The prosecution cannot declare readiness for trial without first complying with their discovery obligations and filing a valid COC (CPL §245.50[1]). The statute does require perfection; a COC filed in good faith that is reasonable under the circumstances meets the threshold requirements (id.). Good faith and reasonableness turn on whether the prosecution "exercised due diligence and ma[de] reasonable inquiries to ascertain the existence of material and information subject to discovery (id.). In People v Bay (41 NY3d 200 [2023]), the Court of Appeals set forth a framework to determine whether a prosecutor has exercised due diligence, finding it to be a "familiar and flexible standard that requires the People to make reasonable efforts to comply with statutory directives" (internal quotations omitted) (Bay at 211). Ultimately, the inquiry is case-specific and turns on the individual circumstances presented (id. at 212). In its ruling, the Court made a non-exhaustive list of factors to consider, such as the efforts made by the prosecution to comply with their discovery obligations, the volume of omitted material, the complexity of the case, how obvious the materials would have been to a reasonably diligent prosecutor, the prosecution's explanation for the omission, and their response when alerted to the issue (id.).

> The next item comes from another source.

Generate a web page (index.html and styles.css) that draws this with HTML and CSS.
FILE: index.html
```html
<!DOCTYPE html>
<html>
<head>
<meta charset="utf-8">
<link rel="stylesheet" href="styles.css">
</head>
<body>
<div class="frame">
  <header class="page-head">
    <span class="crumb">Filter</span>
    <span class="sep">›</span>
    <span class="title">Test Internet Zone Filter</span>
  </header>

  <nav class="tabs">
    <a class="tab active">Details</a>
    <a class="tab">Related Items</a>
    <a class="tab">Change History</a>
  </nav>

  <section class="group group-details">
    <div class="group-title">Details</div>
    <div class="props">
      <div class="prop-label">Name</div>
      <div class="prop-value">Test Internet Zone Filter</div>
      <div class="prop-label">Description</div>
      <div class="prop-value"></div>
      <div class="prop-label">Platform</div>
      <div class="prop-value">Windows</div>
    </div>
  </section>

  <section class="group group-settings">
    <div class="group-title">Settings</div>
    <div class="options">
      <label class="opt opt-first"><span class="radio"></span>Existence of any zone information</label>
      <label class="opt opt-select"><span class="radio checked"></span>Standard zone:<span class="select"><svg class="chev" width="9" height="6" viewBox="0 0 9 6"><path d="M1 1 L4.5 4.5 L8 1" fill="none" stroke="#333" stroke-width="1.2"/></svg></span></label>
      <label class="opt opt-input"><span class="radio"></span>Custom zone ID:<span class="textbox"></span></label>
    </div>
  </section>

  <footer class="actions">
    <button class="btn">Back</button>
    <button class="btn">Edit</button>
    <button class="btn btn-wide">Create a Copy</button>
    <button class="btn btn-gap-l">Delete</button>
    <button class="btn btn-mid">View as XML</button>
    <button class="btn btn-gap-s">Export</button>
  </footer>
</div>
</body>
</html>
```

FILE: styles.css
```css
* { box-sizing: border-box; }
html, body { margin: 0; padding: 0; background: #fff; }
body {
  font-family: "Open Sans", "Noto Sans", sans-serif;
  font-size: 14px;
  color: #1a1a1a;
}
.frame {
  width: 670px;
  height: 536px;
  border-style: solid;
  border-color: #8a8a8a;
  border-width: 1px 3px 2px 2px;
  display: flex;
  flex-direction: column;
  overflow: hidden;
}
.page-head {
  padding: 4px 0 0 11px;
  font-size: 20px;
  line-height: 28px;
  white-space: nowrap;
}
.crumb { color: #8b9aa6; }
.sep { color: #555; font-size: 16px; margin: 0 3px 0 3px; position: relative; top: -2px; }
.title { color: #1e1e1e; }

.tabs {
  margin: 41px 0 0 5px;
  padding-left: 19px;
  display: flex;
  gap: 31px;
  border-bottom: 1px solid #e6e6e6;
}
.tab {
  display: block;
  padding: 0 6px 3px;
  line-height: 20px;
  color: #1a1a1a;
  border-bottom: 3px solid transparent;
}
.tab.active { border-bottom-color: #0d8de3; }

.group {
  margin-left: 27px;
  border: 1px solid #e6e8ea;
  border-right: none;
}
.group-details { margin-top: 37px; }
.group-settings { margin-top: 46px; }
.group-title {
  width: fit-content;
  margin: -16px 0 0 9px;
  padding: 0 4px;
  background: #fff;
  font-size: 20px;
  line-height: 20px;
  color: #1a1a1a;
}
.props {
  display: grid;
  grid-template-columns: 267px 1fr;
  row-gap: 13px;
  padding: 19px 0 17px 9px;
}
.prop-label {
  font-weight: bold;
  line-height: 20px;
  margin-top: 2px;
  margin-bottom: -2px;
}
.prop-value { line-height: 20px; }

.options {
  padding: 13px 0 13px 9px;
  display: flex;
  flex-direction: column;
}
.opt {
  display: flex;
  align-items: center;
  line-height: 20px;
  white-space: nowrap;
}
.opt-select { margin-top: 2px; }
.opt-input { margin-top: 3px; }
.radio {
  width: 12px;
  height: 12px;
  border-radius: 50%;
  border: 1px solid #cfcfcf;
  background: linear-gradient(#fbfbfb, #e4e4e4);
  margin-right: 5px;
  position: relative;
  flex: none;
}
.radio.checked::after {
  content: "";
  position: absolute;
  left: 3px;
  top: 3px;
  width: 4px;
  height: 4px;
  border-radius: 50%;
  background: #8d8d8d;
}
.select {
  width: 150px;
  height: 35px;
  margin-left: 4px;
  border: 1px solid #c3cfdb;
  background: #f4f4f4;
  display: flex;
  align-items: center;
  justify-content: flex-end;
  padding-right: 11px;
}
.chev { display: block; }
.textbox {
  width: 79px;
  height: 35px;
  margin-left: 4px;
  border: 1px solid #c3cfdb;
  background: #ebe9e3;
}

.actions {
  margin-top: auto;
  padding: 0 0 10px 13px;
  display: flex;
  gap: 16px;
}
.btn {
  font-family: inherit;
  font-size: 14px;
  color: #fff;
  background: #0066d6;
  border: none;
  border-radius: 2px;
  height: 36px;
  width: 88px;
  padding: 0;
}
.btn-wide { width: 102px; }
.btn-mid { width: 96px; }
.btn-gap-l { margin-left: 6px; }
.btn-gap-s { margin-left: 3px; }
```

Applying the Bay factors, the Court cannot find that the Prosecution exercised due diligence here. In the context of a criminal case, 911 calls are entirely quotidian, something for which a reasonably diligent prosecutor would be on the lookout (Bay at 215 [finding that belatedly turning over routinely produced disclosure materials weighs against a finding of due diligence]). More importantly, Defendant was able to pick up on their existence by reviewing other discoverable materials. Had the Prosecution properly reviewed their own discovery, their omission would have been obvious (cf. People v Cooperman, 225 AD3d 1216 [2024] [where the materials in question would not have been obvious to the prosecution despite their diligent efforts]). The Court is also struck by the volume of calls — five in total — that the Prosecution [*4]overlooked. Finally, statements made by the complainant close in time to the alleged incident — such as in the 911 calls — are of exceptionally high evidentiary value and are indispensable to the preparation of a defense.

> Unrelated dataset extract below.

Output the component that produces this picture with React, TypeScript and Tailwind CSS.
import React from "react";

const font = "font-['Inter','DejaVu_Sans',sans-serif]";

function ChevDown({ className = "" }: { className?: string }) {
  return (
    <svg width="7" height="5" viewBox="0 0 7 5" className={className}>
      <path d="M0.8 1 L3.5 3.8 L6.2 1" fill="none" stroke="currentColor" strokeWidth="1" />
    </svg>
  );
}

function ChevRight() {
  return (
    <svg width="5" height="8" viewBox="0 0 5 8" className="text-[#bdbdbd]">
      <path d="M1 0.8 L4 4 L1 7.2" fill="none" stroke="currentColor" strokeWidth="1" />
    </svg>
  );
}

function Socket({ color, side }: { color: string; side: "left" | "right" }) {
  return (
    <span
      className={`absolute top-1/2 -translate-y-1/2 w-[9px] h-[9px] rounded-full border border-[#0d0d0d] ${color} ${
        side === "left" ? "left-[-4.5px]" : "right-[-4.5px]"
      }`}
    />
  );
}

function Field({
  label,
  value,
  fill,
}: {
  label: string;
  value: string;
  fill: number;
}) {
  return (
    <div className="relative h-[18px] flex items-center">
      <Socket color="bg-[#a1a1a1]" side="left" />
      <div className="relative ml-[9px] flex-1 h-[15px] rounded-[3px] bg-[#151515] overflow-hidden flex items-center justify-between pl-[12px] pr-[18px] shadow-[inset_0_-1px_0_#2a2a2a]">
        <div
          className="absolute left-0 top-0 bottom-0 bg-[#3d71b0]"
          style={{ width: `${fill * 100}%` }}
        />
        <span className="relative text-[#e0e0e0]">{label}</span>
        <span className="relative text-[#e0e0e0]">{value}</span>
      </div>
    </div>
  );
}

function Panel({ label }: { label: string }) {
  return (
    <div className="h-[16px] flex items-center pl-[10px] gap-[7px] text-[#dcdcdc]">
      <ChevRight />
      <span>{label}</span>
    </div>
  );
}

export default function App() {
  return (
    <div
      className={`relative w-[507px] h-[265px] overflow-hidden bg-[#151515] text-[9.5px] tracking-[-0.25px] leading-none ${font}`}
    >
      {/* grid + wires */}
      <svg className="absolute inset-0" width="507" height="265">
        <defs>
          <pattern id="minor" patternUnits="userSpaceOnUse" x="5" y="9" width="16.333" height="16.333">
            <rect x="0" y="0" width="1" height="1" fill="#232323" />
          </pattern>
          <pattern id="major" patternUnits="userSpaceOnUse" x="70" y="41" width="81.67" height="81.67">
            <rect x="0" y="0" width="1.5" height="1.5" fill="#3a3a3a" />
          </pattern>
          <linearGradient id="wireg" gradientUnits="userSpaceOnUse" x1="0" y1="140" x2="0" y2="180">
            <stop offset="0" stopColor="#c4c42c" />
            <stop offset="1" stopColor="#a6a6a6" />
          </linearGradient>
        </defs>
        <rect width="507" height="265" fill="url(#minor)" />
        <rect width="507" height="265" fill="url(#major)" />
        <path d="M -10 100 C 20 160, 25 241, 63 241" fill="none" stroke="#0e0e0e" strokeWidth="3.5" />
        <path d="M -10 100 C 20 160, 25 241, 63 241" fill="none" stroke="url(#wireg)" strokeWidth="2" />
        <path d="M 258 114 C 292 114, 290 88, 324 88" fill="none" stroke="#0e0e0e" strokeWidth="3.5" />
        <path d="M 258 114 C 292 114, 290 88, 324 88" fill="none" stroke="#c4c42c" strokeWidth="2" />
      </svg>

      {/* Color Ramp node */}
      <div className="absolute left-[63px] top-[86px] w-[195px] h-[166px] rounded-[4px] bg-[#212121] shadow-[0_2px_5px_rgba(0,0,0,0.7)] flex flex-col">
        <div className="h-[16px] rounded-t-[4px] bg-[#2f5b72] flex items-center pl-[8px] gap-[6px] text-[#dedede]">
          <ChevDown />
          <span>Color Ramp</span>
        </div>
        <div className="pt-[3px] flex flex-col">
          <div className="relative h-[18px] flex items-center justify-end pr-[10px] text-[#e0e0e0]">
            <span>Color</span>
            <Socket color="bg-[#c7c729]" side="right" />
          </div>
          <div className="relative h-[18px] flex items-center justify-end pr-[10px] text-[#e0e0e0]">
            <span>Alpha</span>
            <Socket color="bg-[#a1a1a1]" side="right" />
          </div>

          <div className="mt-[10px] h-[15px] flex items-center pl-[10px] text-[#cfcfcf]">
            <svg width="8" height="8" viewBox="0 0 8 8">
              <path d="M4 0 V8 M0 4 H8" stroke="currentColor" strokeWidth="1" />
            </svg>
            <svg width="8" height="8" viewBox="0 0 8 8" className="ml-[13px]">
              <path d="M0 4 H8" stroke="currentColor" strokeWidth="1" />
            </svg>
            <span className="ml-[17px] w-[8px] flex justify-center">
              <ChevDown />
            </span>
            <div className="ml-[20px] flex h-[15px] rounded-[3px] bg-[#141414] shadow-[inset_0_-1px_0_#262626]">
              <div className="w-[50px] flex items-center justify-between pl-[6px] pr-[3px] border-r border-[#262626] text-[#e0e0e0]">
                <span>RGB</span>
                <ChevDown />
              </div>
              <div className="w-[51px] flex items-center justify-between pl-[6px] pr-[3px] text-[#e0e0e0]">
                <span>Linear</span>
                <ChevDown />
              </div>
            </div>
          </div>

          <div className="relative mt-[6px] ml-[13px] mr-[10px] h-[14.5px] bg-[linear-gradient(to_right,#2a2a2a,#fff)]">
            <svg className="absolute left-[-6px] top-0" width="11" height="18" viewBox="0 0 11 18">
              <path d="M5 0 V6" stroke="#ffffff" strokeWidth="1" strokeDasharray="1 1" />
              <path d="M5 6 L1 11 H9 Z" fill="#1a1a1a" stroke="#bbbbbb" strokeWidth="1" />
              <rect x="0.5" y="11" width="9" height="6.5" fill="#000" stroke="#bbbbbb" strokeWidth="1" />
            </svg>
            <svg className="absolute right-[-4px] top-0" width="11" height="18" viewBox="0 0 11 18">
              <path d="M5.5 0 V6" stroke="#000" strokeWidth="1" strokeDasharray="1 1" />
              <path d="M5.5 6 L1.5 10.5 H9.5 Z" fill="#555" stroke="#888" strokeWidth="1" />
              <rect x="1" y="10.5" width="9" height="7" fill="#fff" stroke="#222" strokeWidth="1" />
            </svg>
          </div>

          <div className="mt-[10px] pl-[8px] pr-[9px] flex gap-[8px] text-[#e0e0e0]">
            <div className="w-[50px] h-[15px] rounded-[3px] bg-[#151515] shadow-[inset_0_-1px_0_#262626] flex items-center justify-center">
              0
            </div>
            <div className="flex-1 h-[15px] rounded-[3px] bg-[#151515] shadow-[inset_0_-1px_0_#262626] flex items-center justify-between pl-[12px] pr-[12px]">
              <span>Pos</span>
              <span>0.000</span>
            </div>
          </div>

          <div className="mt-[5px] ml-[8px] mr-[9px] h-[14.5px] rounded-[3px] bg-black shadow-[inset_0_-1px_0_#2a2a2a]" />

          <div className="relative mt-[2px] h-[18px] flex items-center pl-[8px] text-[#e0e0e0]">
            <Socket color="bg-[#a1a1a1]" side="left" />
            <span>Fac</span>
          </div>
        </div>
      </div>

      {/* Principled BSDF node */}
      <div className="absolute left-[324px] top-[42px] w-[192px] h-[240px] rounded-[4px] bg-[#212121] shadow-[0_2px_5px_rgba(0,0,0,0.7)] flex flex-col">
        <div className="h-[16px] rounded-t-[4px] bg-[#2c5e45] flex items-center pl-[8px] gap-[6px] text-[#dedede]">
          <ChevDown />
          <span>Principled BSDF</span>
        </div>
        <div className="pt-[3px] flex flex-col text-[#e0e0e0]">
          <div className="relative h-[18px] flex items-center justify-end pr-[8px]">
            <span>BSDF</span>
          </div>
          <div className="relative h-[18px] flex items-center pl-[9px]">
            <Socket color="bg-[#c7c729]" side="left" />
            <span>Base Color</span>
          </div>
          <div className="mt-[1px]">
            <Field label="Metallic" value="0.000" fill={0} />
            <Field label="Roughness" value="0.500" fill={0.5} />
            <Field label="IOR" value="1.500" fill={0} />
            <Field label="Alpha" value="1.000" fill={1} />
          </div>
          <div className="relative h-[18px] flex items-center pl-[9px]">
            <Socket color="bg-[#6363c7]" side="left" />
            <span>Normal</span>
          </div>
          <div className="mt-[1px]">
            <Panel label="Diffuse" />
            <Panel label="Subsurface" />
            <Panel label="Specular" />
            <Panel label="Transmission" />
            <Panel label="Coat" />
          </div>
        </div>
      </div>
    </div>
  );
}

For the same underlying reasons, the Court cannot find the Prosecution's explanation of benign error in their SCOC sufficient, and there is plainly nothing before the Court amounting to the "special circumstances" necessary to permit a declaration of readiness absent a proper COC (CPL §§ 245.50[1-a], [3]; see also People v Bay, 41 NY3d 200 [2023]). Because the Prosecution failed to exercise due diligence, their COC was illusory (CPL §245.50[1]).

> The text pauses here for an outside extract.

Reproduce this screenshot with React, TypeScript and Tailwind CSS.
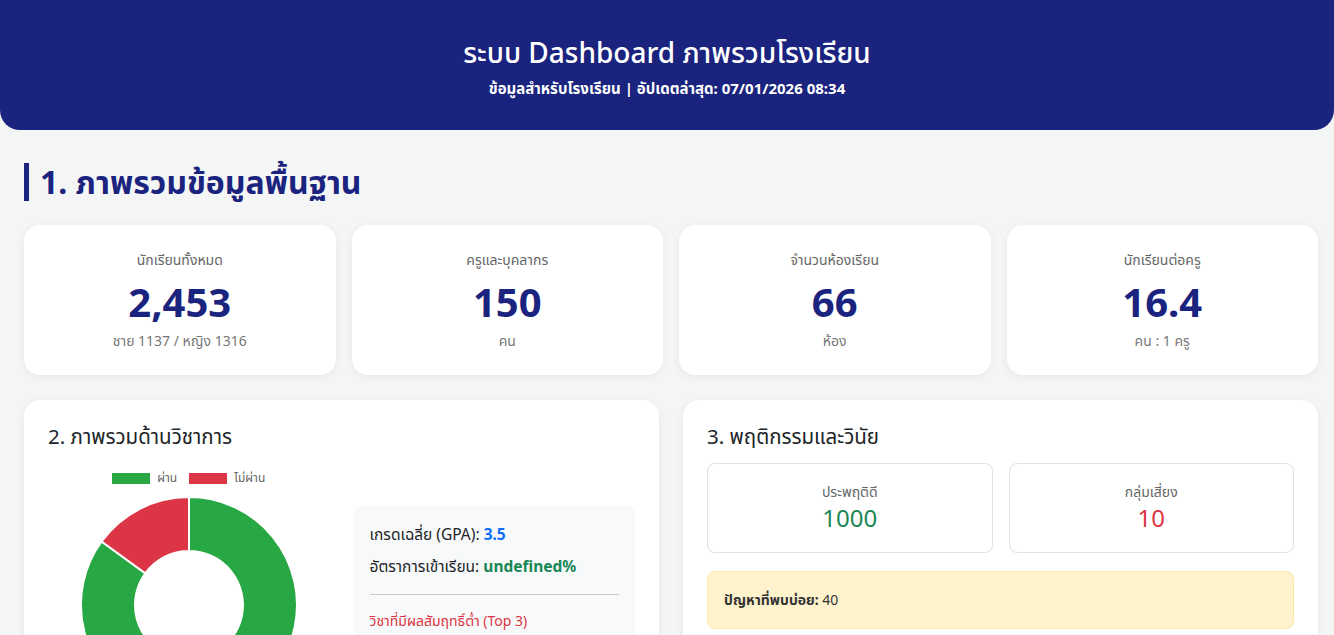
const font = "font-['Noto_Sans','Noto_Sans_Thai','Liberation_Sans',sans-serif]"

const stats = [
	{ label: "นักเรียนทั้งหมด", value: "2,453", sub: "ชาย 1137 / หญิง 1316" },
	{ label: "ครูและบุคลากร", value: "150", sub: "คน" },
	{ label: "จำนวนห้องเรียน", value: "66", sub: "ห้อง" },
	{ label: "นักเรียนต่อครู", value: "16.4", sub: "คน : 1 ครู" },
]

function Donut() {
	return (
		<svg width="216" height="216" viewBox="0 0 216 216">
			<path
				d="M108 0 A108 108 0 1 1 20.6 44.5 L64.3 76.25 A54 54 0 1 0 108 54 Z"
				fill="#28a745"
				stroke="#fff"
				strokeWidth="2"
			/>
			<path
				d="M20.6 44.5 A108 108 0 0 1 108 0 L108 54 A54 54 0 0 0 64.3 76.25 Z"
				fill="#dc3545"
				stroke="#fff"
				strokeWidth="2"
			/>
		</svg>
	)
}

export default function App() {
	return (
		<div className={`${font} min-h-screen bg-[#f4f6f6] pb-10`}>
			<header className="bg-[#1a237e] rounded-b-[20px] h-[130px] pt-8 text-center text-white">
				<h1 className="text-[28px] leading-[40px] font-medium">
					ระบบ Dashboard ภาพรวมโรงเรียน
				</h1>
				<p className="mt-[5px] text-[15px] leading-[22px] font-bold">
					ข้อมูลสำหรับโรงเรียน | อัปเดตล่าสุด: 07/01/2026 08:34
				</p>
			</header>

			<main className="pl-6 pr-4">
				<h2 className="mt-[33px] border-l-[5px] border-[#1a237e] pl-[11px] h-[38px] text-[32px] leading-[38px] font-bold text-[#1a237e]">
					1. ภาพรวมข้อมูลพื้นฐาน
				</h2>

				<div className="mt-6 grid grid-cols-4 gap-4">
					{stats.map((s) => (
						<div
							key={s.label}
							className="bg-white rounded-2xl h-[150px] pt-[25px] text-center shadow-[0_2px_8px_rgba(0,0,0,0.06)]"
						>
							<div className="text-sm leading-5 text-[#666]">{s.label}</div>
							<div className="mt-2 text-[40px] leading-[48px] font-bold text-[#1a237e]">
								{s.value}
							</div>
							<div className="mt-[5px] text-sm leading-5 text-[#777]">{s.sub}</div>
						</div>
					))}
				</div>

				<div className="mt-[25px] grid grid-cols-2 gap-6">
					<section className="bg-white rounded-2xl p-6 shadow-[0_2px_8px_rgba(0,0,0,0.06)]">
						<h3 className="text-[20.5px] leading-6 text-[#212529]">2. ภาพรวมด้านวิชาการ</h3>
						<div className="mt-4 grid grid-cols-2 gap-6">
							<div className="flex flex-col items-center">
								<div className="h-7 flex items-center text-xs text-[#666]">
									<span className="w-[38px] h-[11px] bg-[#28a745]" />
									<span className="ml-[7px]">ผ่าน</span>
									<span className="ml-[12px] w-[38px] h-[11px] bg-[#dc3545]" />
									<span className="ml-[7px]">ไม่ผ่าน</span>
								</div>
								<div className="mt-[5px]">
									<Donut />
								</div>
							</div>
							<div className="self-start mt-[42px] bg-[#f8f9fa] rounded-lg p-4 text-[15.5px] leading-6 text-[#212529]">
								<p>
									เกรดเฉลี่ย (GPA): <b className="text-[#0d6efd]">3.5</b>
								</p>
								<p className="mt-2">
									อัตราการเข้าเรียน: <b className="text-[#198754]">undefined%</b>
								</p>
								<hr className="my-4 border-[#c8cacc]" />
								<p className="text-sm text-[#dc3545]">วิชาที่มีผลสัมฤทธิ์ต่ำ (Top 3)</p>
								<ul className="mt-2 text-sm text-[#555]">
									<li>-</li>
								</ul>
							</div>
						</div>
					</section>

					<section className="bg-white rounded-2xl p-6 shadow-[0_2px_8px_rgba(0,0,0,0.06)]">
						<h3 className="text-[20.5px] leading-6 text-[#212529]">3. พฤติกรรมและวินัย</h3>
						<div className="mt-[15px] grid grid-cols-2 gap-4">
							<div className="h-[90px] pt-[18px] border border-[#dee2e6] rounded-lg text-center">
								<div className="text-sm leading-5 text-[#666]">ประพฤติดี</div>
								<div className="text-2xl leading-8 text-[#198754]">1000</div>
							</div>
							<div className="h-[90px] pt-[18px] border border-[#dee2e6] rounded-lg text-center">
								<div className="text-sm leading-5 text-[#666]">กลุ่มเสี่ยง</div>
								<div className="text-2xl leading-8 text-[#dc3545]">10</div>
							</div>
						</div>
						<div className="mt-[18px] bg-[#fff3cd] border border-[#ffe69c] rounded-lg px-4 py-4 text-sm leading-6 text-[#333]">
							<b>ปัญหาที่พบบ่อย:</b> 40
						</div>
					</section>
				</div>
			</main>
		</div>
	)
}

The Court need not address Defendant's remaining contentions.


CONCLUSION

The speedy trial clock ran from the commencement of the case on February 20, 2024, until Defendant filed the instant motion to dismiss on July 2, 2024. The Prosecution is charged one hundred and thirty-three days. Defendant's motion to dismiss is granted (CPL §30.30[1][b]).

This constitutes the decision and order of the Court.